Anyway, during that dreaded weekend I was sitting in a ski lift with my cousin and a puny little kid around my age. I can't remember who he was but he was probably the son of one of my mother's yoga vegetarian friend.
This kid kept complaining about his fingers being cold. Through his chattering teeth he complained in the queue to the ski lift, then he kept at it in the lift. We were halfway up the mountain when my cousin suddenly turned to him and shouted: " I'll help you get warm by cramming your fingers up your ass and sew it shut!"
If someone would write a book about my cousin, it would be a mix of Catcher in the Rye and Darkly Dreaming Dexter.

Eurovision.



I've been doing illustrations for different things. Nowadays I've done a couple for the Pro European Union organization, it's to advertise their meetings. I was also illustrating an article about how Icelandic people fear the EU. Both were fun to do.

I'm not a European Union enthusiast but I'm not against it either. I actually try not to think about it because I don't feel like I have a say in the matter. Who cares if I want to join? Our politics are a mess right now and the majority of our government clowns are against the EU.
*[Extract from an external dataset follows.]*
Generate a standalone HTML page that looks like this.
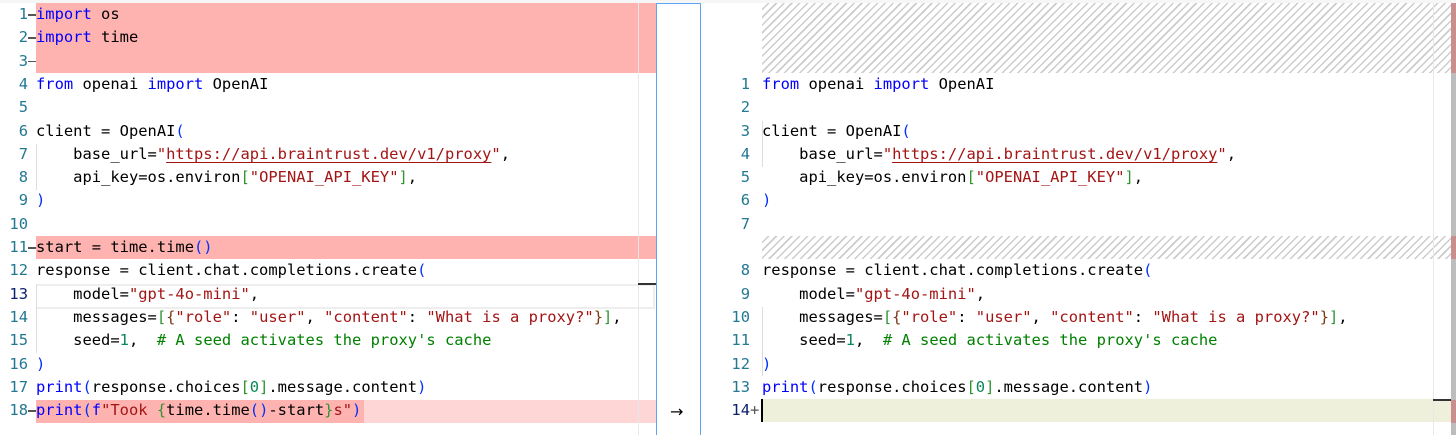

Icelandic people are for the most parts, terrified of it. I think the rich people in Iceland are making the middle class and poor people afraid by telling them stories on how the horrible European monster is going to steal everything from us. But what they don't tell them is that the EU is not going to take anything away from us normal folks. The rich think they will lose money and power and that is what bothers them. That's why they run around shouting anti EU propaganda.
They think the Euromonster will eat all the fish in the ocean. The fishing quota is owned by a handful of rich people. They are scared that it will affect their property and money to join. Why should the rest of us worry? ... Eugh.. I really don't want to talk about this.